───── Source data

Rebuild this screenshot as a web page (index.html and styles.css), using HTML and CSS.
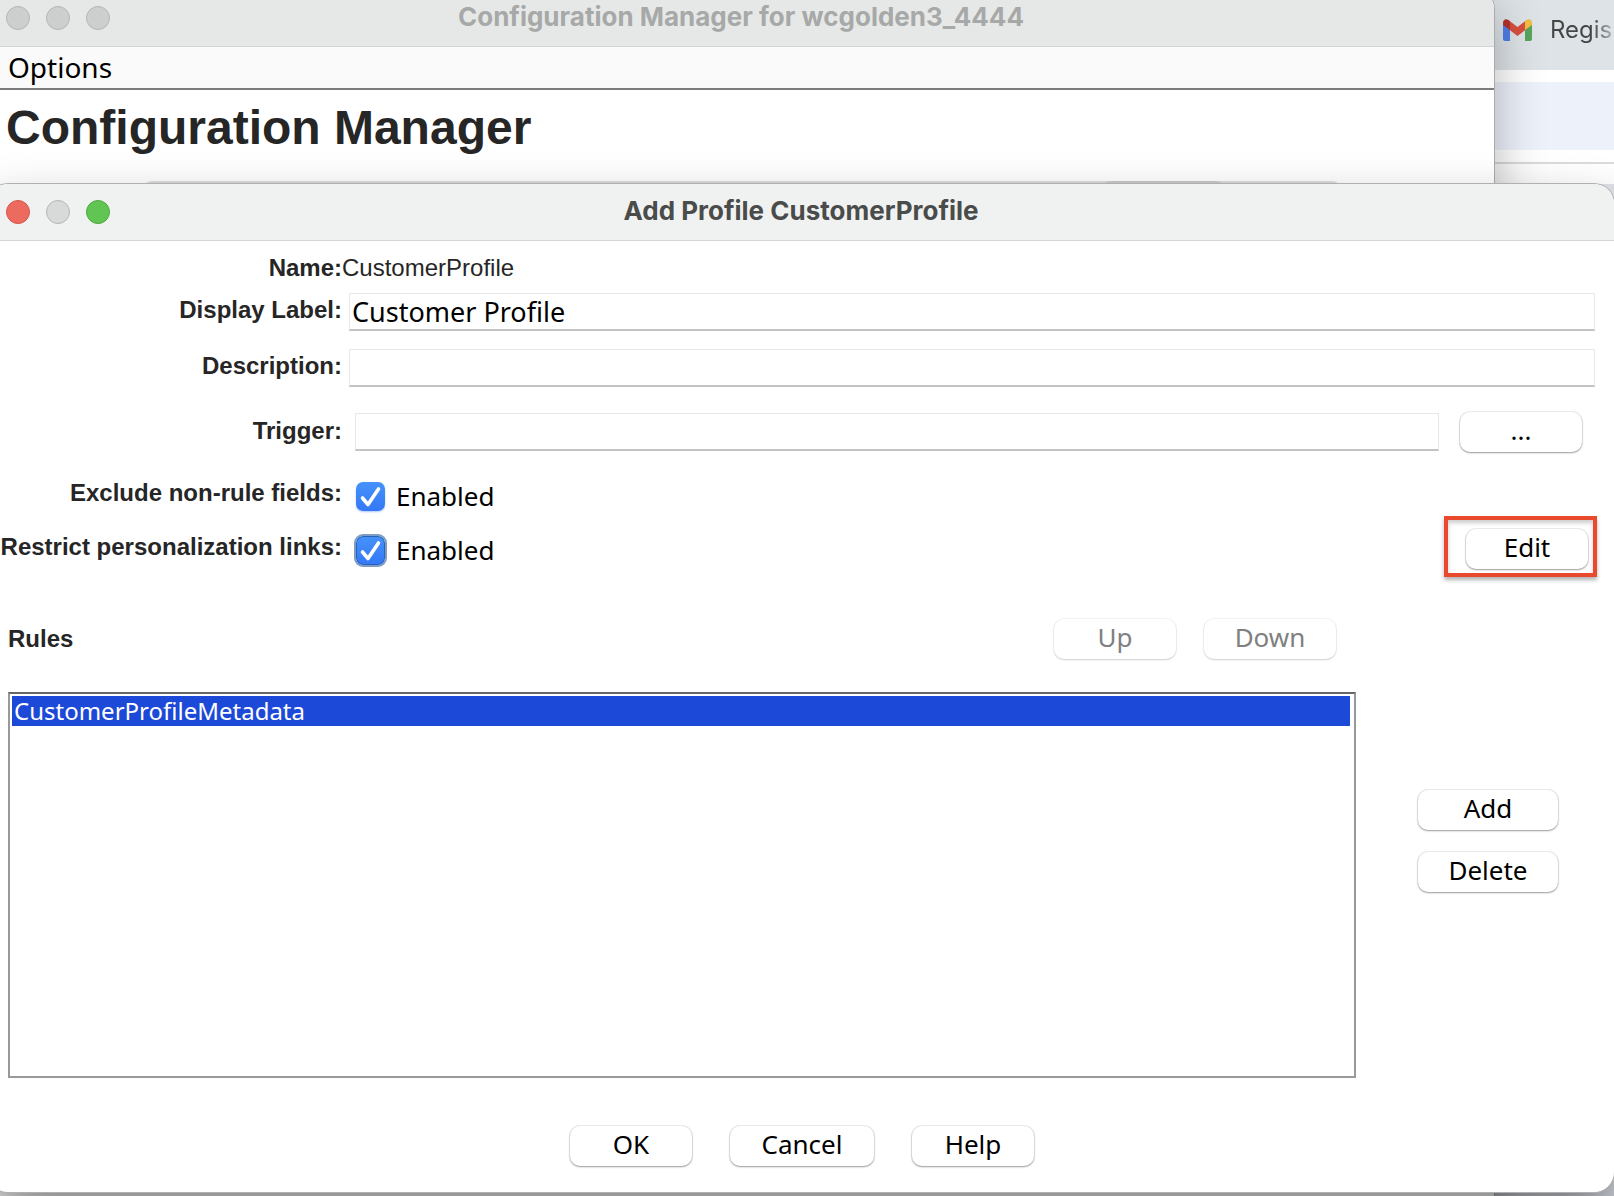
FILE: index.html
```html
<!DOCTYPE html>
<html lang="en">
<head>
<meta charset="utf-8">
<title>Add Profile CustomerProfile</title>
<link rel="stylesheet" href="styles.css">
</head>
<body>
<div class="desktop">
  <div class="browser">
    <div class="browser-tabs">
      <svg class="gmail" viewBox="0 0 29 22" aria-hidden="true">
        <path fill="#4f7fe6" d="M0 5h7v17H2a2 2 0 0 1-2-2z"/>
        <path fill="#58a55c" d="M22 5h7v15a2 2 0 0 1-2 2h-5z"/>
        <path fill="#d8503f" d="M6 1.500l8.500 6.500L23 1.500v9l-8.500 6.500L6 10.500z"/>
        <path fill="#b3322a" d="M0 3.500C0 .5 3-.8 5.400.9L7 2.200V11L0 6z"/>
        <path fill="#f2bd42" d="M29 3.500C29 .5 26-.8 23.600.9L22 2.200V11L29 6z"/>
      </svg>
      <span class="tab-title">Regis</span>
    </div>
    <div class="browser-toolbar"></div>
    <div class="browser-bookmarks"></div>
  </div>

  <section class="window window-back">
    <header class="titlebar">
      <div class="lights"><span class="light"></span><span class="light"></span><span class="light"></span></div>
      <span class="window-title">Configuration Manager for wcgolden3_4444</span>
    </header>
    <nav class="menubar"><button class="menu" type="button">Options</button></nav>
    <div class="manager">
      <h1 class="heading">Configuration Manager</h1>
      <div class="tabs-edge"><div class="tab-edge"></div></div>
    </div>
  </section>

  <section class="window window-dialog">
    <header class="titlebar">
      <div class="lights"><span class="light light-close"></span><span class="light"></span><span class="light light-zoom"></span></div>
      <span class="window-title">Add Profile CustomerProfile</span>
    </header>
    <form class="dialog">
      <div class="row row-name">
        <span class="label">Name:</span>
        <span class="value">CustomerProfile</span>
      </div>
      <div class="row row-display">
        <label class="label" for="display">Display Label:</label>
        <input class="field" id="display" type="text" value="Customer Profile">
      </div>
      <div class="row row-description">
        <label class="label" for="description">Description:</label>
        <input class="field" id="description" type="text">
      </div>
      <div class="row row-trigger">
        <label class="label" for="trigger">Trigger:</label>
        <input class="field" id="trigger" type="text">
        <button class="btn" type="button">...</button>
      </div>
      <div class="row row-check">
        <span class="label" id="exclude-label">Exclude non-rule fields:</span>
        <label class="check"><input class="box" type="checkbox" checked aria-describedby="exclude-label">Enabled</label>
      </div>
      <div class="row row-check">
        <span class="label" id="restrict-label">Restrict personalization links:</span>
        <label class="check"><input class="box box-focus" type="checkbox" checked aria-describedby="restrict-label">Enabled</label>
        <div class="marked"><button class="btn" type="button">Edit</button></div>
      </div>

      <div class="rules-head">
        <h2 class="label">Rules</h2>
        <button class="btn" type="button" disabled>Up</button>
        <button class="btn btn-down" type="button" disabled>Down</button>
      </div>
      <div class="rules">
        <ul class="list"><li class="item">CustomerProfileMetadata</li></ul>
        <div class="actions">
          <button class="btn" type="button">Add</button>
          <button class="btn" type="button">Delete</button>
        </div>
      </div>
      <footer class="footer">
        <button class="btn" type="button">OK</button>
        <button class="btn btn-cancel" type="button">Cancel</button>
        <button class="btn" type="button">Help</button>
      </footer>
    </form>
  </section>
</div>
</body>
</html>
```

FILE: styles.css
```css
* { box-sizing: border-box; }

body {
  margin: 0;
  color: #262626;
  font: 24px/28px "Liberation Sans", Arial, sans-serif;
}

.desktop {
  position: relative;
  height: 100vh;
  min-height: 900px;
  overflow: hidden;
  background: #fff;
}

/* Browser behind the windows */
.browser {
  display: flex;
  flex-direction: column;
  height: 100%;
  background: #dfe2ea;
}

.browser-tabs {
  display: flex;
  align-items: center;
  justify-content: flex-end;
  gap: 18px;
  height: 70px;
  padding-bottom: 10px;
  background: #dee3e7;
}

.gmail { width: 29px; height: 22px; }

.tab-title {
  width: 64px;
  overflow: hidden;
  font: 24px/28px Inter, sans-serif;
  color: transparent;
  background: linear-gradient(90deg, #444746 65%, #b4b8bb);
  background-clip: text;
  -webkit-background-clip: text;
}

.browser-toolbar {
  height: 92px;
  border: solid #fff;
  border-width: 12px 0;
  background: #edf1fa;
}

.browser-bookmarks {
  height: 22px;
  border-top: 2px solid #dcdcdc;
  background: #fff;
}

/* Windows */
.window {
  position: absolute;
  left: -12px;
  display: flex;
  flex-direction: column;
  border-radius: 20px;
  background: #fff;
}

.window-back {
  top: -11px;
  right: 120px;
  bottom: -40px;
  box-shadow: 0 0 0 1px #a9abad, 0 16px 50px rgba(0, 0, 0, .3);
}

.window-dialog {
  top: 184px;
  right: 0;
  bottom: 4px;
  box-shadow: 0 0 0 1px #b0b0b0, 0 30px 56px rgba(0, 0, 0, .48);
}

.titlebar {
  display: grid;
  grid-template-columns: 1fr auto 1fr;
  align-items: center;
  height: 58px;
  flex: none;
  border-bottom: 1px solid #d3d5d4;
  padding: 0 18px;
  border-radius: 20px 20px 0 0;
  background: #e6e8e7;
  color: #a7a9a8;
}

.window-dialog .titlebar {
  height: 57px;
  background: #f0f2f1;
  color: #4a4c4b;
}

.lights { display: flex; gap: 16px; }

.light {
  width: 24px;
  height: 24px;
  border: 1px solid #b5b7b6;
  border-radius: 50%;
  background: #cdcfce;
}

.window-dialog .light { background: #d8dad9; }
.window-dialog .light-close { border-color: #d3574c; background: #ec6a5e; }
.window-dialog .light-zoom { border-color: #50a73f; background: #61c554; }

.window-title {
  padding-bottom: 2px;
  font: 700 26px/32px Inter, sans-serif;
}

.menubar {
  height: 43px;
  flex: none;
  padding-left: 20px;
  border-bottom: 2px solid #7b7b7b;
  background: #fafafa;
}

.menu {
  padding: 0;
  border: 0;
  background: none;
  color: #000;
  font: 28px/40px "Noto Sans", sans-serif;
}

.manager { padding-top: 10px; }

.heading {
  margin: 0;
  padding-left: 18px;
  font-size: 48px;
  line-height: 56px;
}

.tabs-edge {
  height: 20px;
  margin: 25px 152px 0 154px;
  padding-right: 116px;
  border-radius: 10px;
  background: #dedede;
}

.tab-edge {
  width: 126px;
  height: 20px;
  margin-left: auto;
  border-radius: 10px;
  background: #cacaca;
}

/* Dialog form */
.dialog {
  display: flex;
  flex: 1;
  flex-direction: column;
  padding: 13px 0 26px 12px;
}

.row {
  display: flex;
  align-items: center;
  flex: none;
}

.label {
  margin: 0;
  padding-bottom: 4px;
  font-size: 24px;
  font-weight: 700;
  line-height: 28px;
}

.row .label { width: 342px; text-align: right; white-space: nowrap; }
.row-name { height: 28px; margin-bottom: 11px; }
.row-name .label { padding: 0; }

.row-display,
.row-description { padding: 0 19px 0 0; gap: 7px; }
.row-display { margin-bottom: 18px; }
.row-description { margin-bottom: 25px; }

.row-trigger {
  gap: 13px;
  padding-right: 32px;
  margin-bottom: 23px;
}
.row-trigger .label { padding-bottom: 2px; }
.row-trigger .btn { margin-left: 8px; }

.row-check {
  height: 40px;
  gap: 14px;
  padding-right: 26px;
}
.row-check + .row-check { margin-top: 14px; }

.field {
  flex: 1;
  min-width: 0;
  height: 38px;
  padding: 0 2px;
  border: 1px solid #e7e7e7;
  border-bottom: 2px solid #c3c3c3;
  background: #fff;
  color: #000;
  font: 27px/34px "Noto Sans", sans-serif;
  outline: 0;
}

.check {
  display: flex;
  align-items: center;
  gap: 11px;
  padding-top: 2px;
  color: #000;
  font: 26px/32px "Noto Sans", sans-serif;
}

.box {
  width: 29px;
  height: 29px;
  margin: 0;
  border-radius: 7px;
  appearance: none;
  background:
    url("data:image/svg+xml,%3Csvg xmlns='http://www.w3.org/2000/svg' viewBox='0 0 29 29'%3E%3Cpath d='M6.500 16l5.500 6.500L22.500 7' fill='none' stroke='white' stroke-width='3.600' stroke-linecap='round' stroke-linejoin='round'/%3E%3C/svg%3E"),
    linear-gradient(#4592fb, #3478f6);
  box-shadow: 0 1px 2px rgba(52, 120, 246, .4);
}

.box-focus { box-shadow: inset 0 0 0 1px #2862b4, 0 0 0 2px #7f9cc4; }

.btn {
  width: 122px;
  height: 40px;
  flex: none;
  padding: 0 0 4px;
  border: 0;
  border-radius: 10px;
  background: #fff;
  box-shadow: 0 0 0 1px rgba(0, 0, 0, .07), 0 1px 2px rgba(0, 0, 0, .35);
  color: #000;
  font: 26px/32px "Noto Sans", sans-serif;
}

.btn:disabled {
  color: #808080;
  box-shadow: 0 0 0 1px rgba(0, 0, 0, .04), 0 1px 2px rgba(0, 0, 0, .16);
}

.btn-down { width: 132px; }
.btn-cancel { width: 144px; }

.marked {
  position: relative;
  display: flex;
  margin-left: auto;
}

/* Red call-out drawn over the button */
.marked::after {
  content: "";
  position: absolute;
  inset: -13px -9px -8px -22px;
  border: 4px solid #e9492c;
  box-shadow: 0 3px 4px rgba(0, 0, 0, .3), inset 0 3px 4px rgba(0, 0, 0, .2);
  pointer-events: none;
}

.rules-head {
  display: flex;
  align-items: center;
  gap: 28px;
  margin-top: 50px;
  padding: 0 278px 0 8px;
}
.rules-head .label { margin-right: auto; padding: 0; }

.rules {
  display: flex;
  flex: 1;
  margin: 33px 56px 48px 8px;
  gap: 62px;
}

.list {
  flex: 1;
  margin: 0;
  padding: 2px 4px 2px 2px;
  border: 2px solid #999;
  border-top-color: #666;
  list-style: none;
}

.item {
  padding-left: 2px;
  background: #1d49d8;
  color: #fff;
  font: 24px/30px "Noto Sans", sans-serif;
}

.actions {
  display: flex;
  flex-direction: column;
  gap: 22px;
  width: 140px;
  padding-top: 98px;
}
.actions .btn { width: 100%; }

.footer {
  display: flex;
  justify-content: center;
  gap: 38px;
  padding-right: 10px;
}
```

──────────

Return every line above that contains the word "index".

Rebuild this screenshot as a web page (index.html and styles.css), using HTML and CSS.
FILE: index.html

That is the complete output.